(Goal) Leave out the pictures and reproduce all of the data exactly.

(Provided data)
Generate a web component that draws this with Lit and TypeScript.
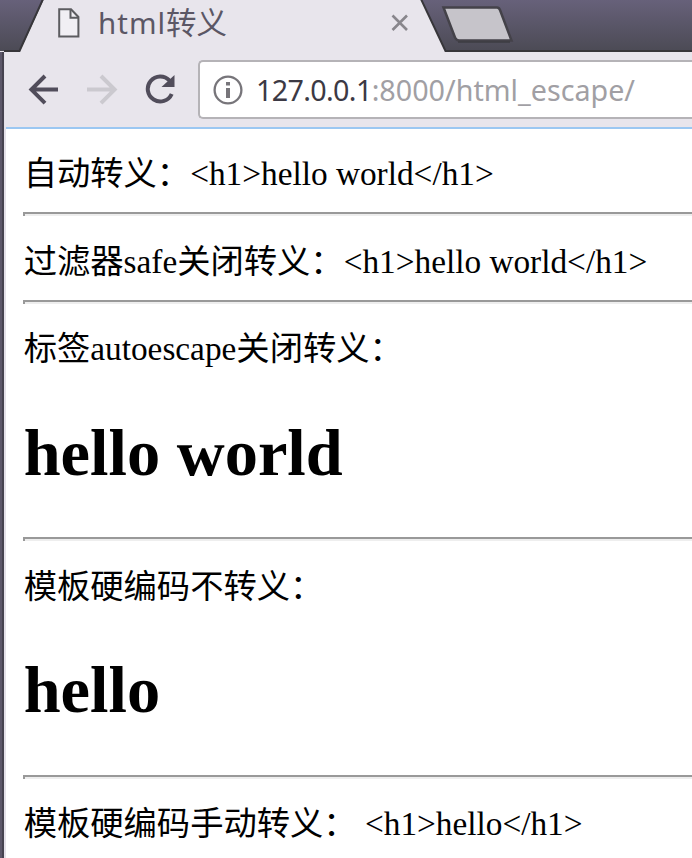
import { LitElement, html, css } from "lit";
import { customElement } from "lit/decorators.js";

@customElement("browser-tabs")
class BrowserTabs extends LitElement {
  static styles = css`
    :host {
      display: block;
      position: relative;
      height: 52px;
      overflow: hidden;
      background: linear-gradient(#67617a, #4b4a54);
    }
    .shape { position: absolute; inset: 0; display: block; }
    .tab {
      position: relative;
      display: flex;
      align-items: center;
      width: 351px;
      height: 46px;
      padding-left: 58px;
      font: 29.5px/42px "Noto Sans", "Noto Sans CJK SC", sans-serif;
      color: #5b5765;
    }
    .file { display: block; margin-right: 18px; }
    .label { flex: 1; height: 46px; white-space: nowrap; }
    .latin { letter-spacing: 1px; }
    .cjk { font-family: "Noto Sans CJK SC", sans-serif; font-size: 30.5px; }
    .close { display: block; }
  `;
  render() {
    return html`
      <svg class="shape" width="692" height="52" viewBox="0 0 692 52">
        <path d="M0 51H20L44.500 -2H420.500L445.500 51H692V52H0Z" fill="#e8e5ec" />
        <path d="M4 51H19.500L43.500 -2M420.500 -2L445.500 51H692" fill="none" stroke="#37363a" stroke-width="2" />
        <path d="M443.500 7.500H497Q499 7.500 500 10L511.500 40.500H459Q456.500 40.500 455 37.500Z" fill="#c6c4ca" stroke="#444249" stroke-width="2.500" />
        <path d="M458 42H510" stroke="#3d3c42" stroke-width="1.500" />
      </svg>
      <div class="tab">
        <svg class="file" width="22" height="30" viewBox="0 0 22 30">
          <path d="M1.200 1.200H13L20.400 9V28.500H1.200Z" fill="#f1eff4" stroke="#5c5c60" stroke-width="2" />
          <path d="M12.500 1.500V9.700H20.500" fill="none" stroke="#5c5c60" stroke-width="2" />
        </svg>
        <span class="label"><span class="latin">html</span><span class="cjk">转义</span></span>
        <svg class="close" width="18" height="18" viewBox="0 0 18 18">
          <path d="M1.500 1.500L16 16M16 1.500L1.500 16" fill="none" stroke="#88868c" stroke-width="2.600" />
        </svg>
      </div>
    `;
  }
}

@customElement("browser-toolbar")
class BrowserToolbar extends LitElement {
  static styles = css`
    :host {
      display: flex;
      box-sizing: border-box;
      height: 75px;
      padding: 8px 0 0 23px;
      background: #e8e5ec;
    }
    .icon { display: block; margin-top: 14px; }
    .back { margin-right: 27px; }
    .forward { margin-right: 26px; }
    .reload { margin-right: 21px; }
    .address {
      flex: 1;
      box-sizing: border-box;
      height: 59px;
      display: flex;
      align-items: center;
      padding-left: 13px;
      border: 2px solid #b5b3b7;
      border-right: 0;
      border-radius: 5px 0 0 5px;
      background: #fff;
      font: 28.7px/55px "Noto Sans", sans-serif;
      white-space: nowrap;
    }
    .info { display: block; margin-right: 13px; }
    .host { color: #3c3944; letter-spacing: -0.65px; }
    .rest { color: #a19fa4; }
  `;
  render() {
    return html`
      <svg class="icon back" width="32" height="32" viewBox="0 0 32 32">
        <path d="M30 15.600H4M17 2L3.400 15.600L17 29.200" fill="none" stroke="#514d5b" stroke-width="4" />
      </svg>
      <svg class="icon forward" width="32" height="32" viewBox="0 0 32 32">
        <path d="M0 15.600H27M14 2L27.600 15.600L14 29.200" fill="none" stroke="#cbc9cf" stroke-width="4" />
      </svg>
      <svg class="icon reload" width="32" height="32" viewBox="0 0 32 32">
        <path d="M24.500 6.500A12.500 12.500 0 1 0 26.700 20" fill="none" stroke="#514d5b" stroke-width="4" />
        <path d="M29.500 1V13H16.500Z" fill="#514d5b" />
      </svg>
      <div class="address">
        <svg class="info" width="30" height="30" viewBox="0 0 30 30">
          <circle cx="15" cy="15" r="13.400" fill="none" stroke="#77757a" stroke-width="2.300" />
          <path d="M15 7V10.500M15 13V23" fill="none" stroke="#77757a" stroke-width="4" />
        </svg>
        <span class="host">127.0.0.1</span><span class="rest">:8000/html_escape/</span>
      </div>
    `;
  }
}

@customElement("page-content")
class PageContent extends LitElement {
  static styles = css`
    :host {
      display: block;
      padding: 25px 0 0 17.7px;
      color: #000;
      background: #fff;
      font-family: "Liberation Serif", "Noto Sans CJK SC", serif;
      font-size: 33.3px;
      line-height: 40px;
      white-space: nowrap;
    }
    .line { height: 40px; }
    .title { height: 76px; margin: 46px 0; font-size: 66.4px; line-height: 76px; font-weight: 700; }
    .rule {
      box-sizing: border-box;
      height: 4px;
      margin: 18px 0 25px -0.7px;
      border: solid #999;
      border-width: 2px 0 0 2px;
      background: #eee;
    }
    .late { margin-bottom: 26px; }
    .after { margin-top: 0; }
    .upper { margin-top: 45px; margin-bottom: 47px; }
  `;
  render() {
    return html`
      <div class="line">自动转义：${"<h1>hello world</h1>"}</div>
      <div class="rule late"></div>
      <div class="line">过滤器safe关闭转义：${"<h1>hello world</h1>"}</div>
      <div class="rule"></div>
      <div class="line">标签autoescape关闭转义：</div>
      <div class="title">hello world</div>
      <div class="rule after late"></div>
      <div class="line">模板硬编码不转义：</div>
      <div class="title upper">hello</div>
      <div class="rule after"></div>
      <div class="line">模板硬编码手动转义： ${"<h1>hello</h1>"}</div>
    `;
  }
}

@customElement("app-root")
class AppRoot extends LitElement {
  static styles = css`
    :host { display: block; width: 692px; height: 858px; overflow: hidden; background: #fff; }
    .window { display: flex; height: 806px; }
    .edge {
      box-sizing: border-box;
      flex: none;
      width: 6px;
      background: linear-gradient(90deg, #5c5769 0 2px, #464350 2px 4px, #e4e1e9 4px 6px);
    }
    .body { flex: 1; min-width: 0; }
    .content { display: block; border-top: 2px solid #9bc7f2; }
    .bar { margin-left: -1px; }
  `;
  render() {
    return html`
      <browser-tabs></browser-tabs>
      <div class="window">
        <div class="edge"></div>
        <div class="body">
          <browser-toolbar class="bar"></browser-toolbar>
          <page-content class="content"></page-content>
        </div>
      </div>
    `;
  }
}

(Result for this exercise)
Generate a web component that draws this with Lit and TypeScript.
import { LitElement, html, css } from "lit";
import { customElement } from "lit/decorators.js";

@customElement("browser-tabs")
class BrowserTabs extends LitElement {
  static styles = css`
    :host {
      display: block;
      position: relative;
      height: 52px;
      overflow: hidden;
      background: linear-gradient(#67617a, #4b4a54);
    }
    .shape { position: absolute; inset: 0; display: block; }
    .tab {
      position: relative;
      display: flex;
      align-items: center;
      width: 351px;
      height: 46px;
      padding-left: 58px;
      font: 29.5px/42px "Noto Sans", "Noto Sans CJK SC", sans-serif;
      color: #5b5765;
    }
    .file { display: block; margin-right: 18px; }
    .label { flex: 1; height: 46px; white-space: nowrap; }
    .latin { letter-spacing: 1px; }
    .cjk { font-family: "Noto Sans CJK SC", sans-serif; font-size: 30.5px; }
    .close { display: block; }
  `;
  render() {
    return html`
      <svg class="shape" width="692" height="52" viewBox="0 0 692 52">
        <path d="M0 51H20L44.500 -2H420.500L445.500 51H692V52H0Z" fill="#e8e5ec" />
        <path d="M4 51H19.500L43.500 -2M420.500 -2L445.500 51H692" fill="none" stroke="#37363a" stroke-width="2" />
        <path d="M443.500 7.500H497Q499 7.500 500 10L511.500 40.500H459Q456.500 40.500 455 37.500Z" fill="#c6c4ca" stroke="#444249" stroke-width="2.500" />
        <path d="M458 42H510" stroke="#3d3c42" stroke-width="1.500" />
      </svg>
      <div class="tab">
        <svg class="file" width="22" height="30" viewBox="0 0 22 30">
          <path d="M1.200 1.200H13L20.400 9V28.500H1.200Z" fill="#f1eff4" stroke="#5c5c60" stroke-width="2" />
          <path d="M12.500 1.500V9.700H20.500" fill="none" stroke="#5c5c60" stroke-width="2" />
        </svg>
        <span class="label"><span class="latin">html</span><span class="cjk">转义</span></span>
        <svg class="close" width="18" height="18" viewBox="0 0 18 18">
          <path d="M1.500 1.500L16 16M16 1.500L1.500 16" fill="none" stroke="#88868c" stroke-width="2.600" />
        </svg>
      </div>
    `;
  }
}

@customElement("browser-toolbar")
class BrowserToolbar extends LitElement {
  static styles = css`
    :host {
      display: flex;
      box-sizing: border-box;
      height: 75px;
      padding: 8px 0 0 23px;
      background: #e8e5ec;
    }
    .icon { display: block; margin-top: 14px; }
    .back { margin-right: 27px; }
    .forward { margin-right: 26px; }
    .reload { margin-right: 21px; }
    .address {
      flex: 1;
      box-sizing: border-box;
      height: 59px;
      display: flex;
      align-items: center;
      padding-left: 13px;
      border: 2px solid #b5b3b7;
      border-right: 0;
      border-radius: 5px 0 0 5px;
      background: #fff;
      font: 28.7px/55px "Noto Sans", sans-serif;
      white-space: nowrap;
    }
    .info { display: block; margin-right: 13px; }
    .host { color: #3c3944; letter-spacing: -0.65px; }
    .rest { color: #a19fa4; }
  `;
  render() {
    return html`
      <svg class="icon back" width="32" height="32" viewBox="0 0 32 32">
        <path d="M30 15.600H4M17 2L3.400 15.600L17 29.200" fill="none" stroke="#514d5b" stroke-width="4" />
      </svg>
      <svg class="icon forward" width="32" height="32" viewBox="0 0 32 32">
        <path d="M0 15.600H27M14 2L27.600 15.600L14 29.200" fill="none" stroke="#cbc9cf" stroke-width="4" />
      </svg>
      <svg class="icon reload" width="32" height="32" viewBox="0 0 32 32">
        <path d="M24.500 6.500A12.500 12.500 0 1 0 26.700 20" fill="none" stroke="#514d5b" stroke-width="4" />
        <path d="M29.500 1V13H16.500Z" fill="#514d5b" />
      </svg>
      <div class="address">
        <svg class="info" width="30" height="30" viewBox="0 0 30 30">
          <circle cx="15" cy="15" r="13.400" fill="none" stroke="#77757a" stroke-width="2.300" />
          <path d="M15 7V10.500M15 13V23" fill="none" stroke="#77757a" stroke-width="4" />
        </svg>
        <span class="host">127.0.0.1</span><span class="rest">:8000/html_escape/</span>
      </div>
    `;
  }
}

@customElement("page-content")
class PageContent extends LitElement {
  static styles = css`
    :host {
      display: block;
      padding: 25px 0 0 17.7px;
      color: #000;
      background: #fff;
      font-family: "Liberation Serif", "Noto Sans CJK SC", serif;
      font-size: 33.3px;
      line-height: 40px;
      white-space: nowrap;
    }
    .line { height: 40px; }
    .title { height: 76px; margin: 46px 0; font-size: 66.4px; line-height: 76px; font-weight: 700; }
    .rule {
      box-sizing: border-box;
      height: 4px;
      margin: 18px 0 25px -0.7px;
      border: solid #999;
      border-width: 2px 0 0 2px;
      background: #eee;
    }
    .late { margin-bottom: 26px; }
    .after { margin-top: 0; }
    .upper { margin-top: 45px; margin-bottom: 47px; }
  `;
  render() {
    return html`
      <div class="line">自动转义：${"<h1>hello world</h1>"}</div>
      <div class="rule late"></div>
      <div class="line">过滤器safe关闭转义：${"<h1>hello world</h1>"}</div>
      <div class="rule"></div>
      <div class="line">标签autoescape关闭转义：</div>
      <div class="title">hello world</div>
      <div class="rule after late"></div>
      <div class="line">模板硬编码不转义：</div>
      <div class="title upper">hello</div>
      <div class="rule after"></div>
      <div class="line">模板硬编码手动转义： ${"<h1>hello</h1>"}</div>
    `;
  }
}

@customElement("app-root")
class AppRoot extends LitElement {
  static styles = css`
    :host { display: block; width: 692px; height: 858px; overflow: hidden; background: #fff; }
    .window { display: flex; height: 806px; }
    .edge {
      box-sizing: border-box;
      flex: none;
      width: 6px;
      background: linear-gradient(90deg, #5c5769 0 2px, #464350 2px 4px, #e4e1e9 4px 6px);
    }
    .body { flex: 1; min-width: 0; }
    .content { display: block; border-top: 2px solid #9bc7f2; }
    .bar { margin-left: -1px; }
  `;
  render() {
    return html`
      <browser-tabs></browser-tabs>
      <div class="window">
        <div class="edge"></div>
        <div class="body">
          <browser-toolbar class="bar"></browser-toolbar>
          <page-content class="content"></page-content>
        </div>
      </div>
    `;
  }
}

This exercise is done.